Many find the idea of running a small business appealing, but lose their motivation after dealing with business plans, investors, and legal issues associated with new startups. For those disheartened by such risky undertakings, buying an existing business is often a simpler and safer alternative.
Here is a quick overview of the advantages and disadvantages of buying a business, followed by a short explanation of how a business broker and business attorney can help.
The main reason to buy an existing business is the drastic reduction in startup costs of time, money, and energy. In addition, cash flow may start immediately thanks to existing inventory and receivables. Other benefits include preexisting customer goodwill and easier financing opportunities, if the business has a positive track record.
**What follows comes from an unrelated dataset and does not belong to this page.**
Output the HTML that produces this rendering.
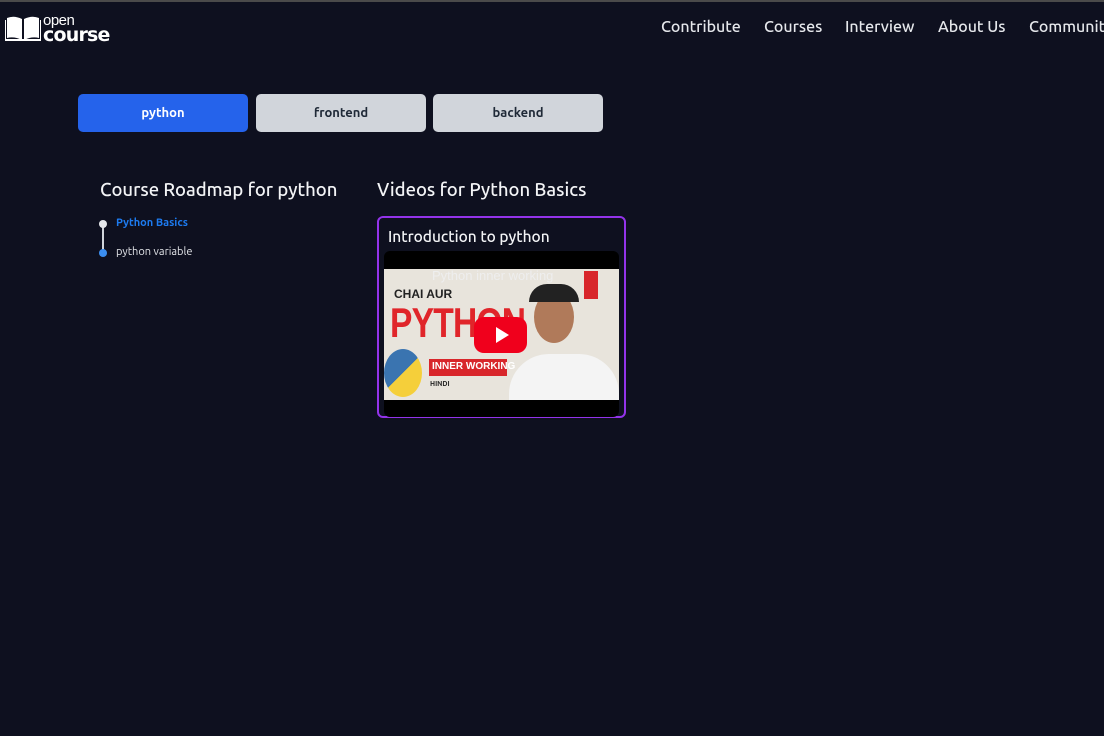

The biggest block to buying a small business outright is the initial purchasing cost. As the business concept, customer base, brands, and other fundamental work have already been done, the financial costs of acquiring an existing business is usually greater then starting one from nothing. Other possible disadvantages include hidden problems associated with the business and receivables that are valued at the time of purchase, but later turn out to be noncollectable. Good research is the key to avoiding these problems.
Business brokers offer businesses for sale in the same way that real estate agents offer homes for sale. Business owners who want to sell their business can list their business for sale with the business broker. Those seeking to buy a business should contact a business broker to obtain a list of businesses for sale. Expect to sign a confidentiality agreement before getting the details about a particular business; this protects the business owner so others, such as clients, don’t find out that the business is for sale.
A business attorney plays an important role for buyers and sellers alike.
The buyer’s attorney will ensure that the business sale agreements protect the buyer’s rights and expectations. For example, the buyer may expect to get all the inventory in stock, but unless the contract transfers the inventory, the inventory may remain owned by the seller.
The seller’s attorney will ensure that the business sale agreements protect the seller’s rights and expectations. For example, the attorney will ensure that the contract is not ambiguous about how payments are made and the conditions under which the seller can expect to get paid.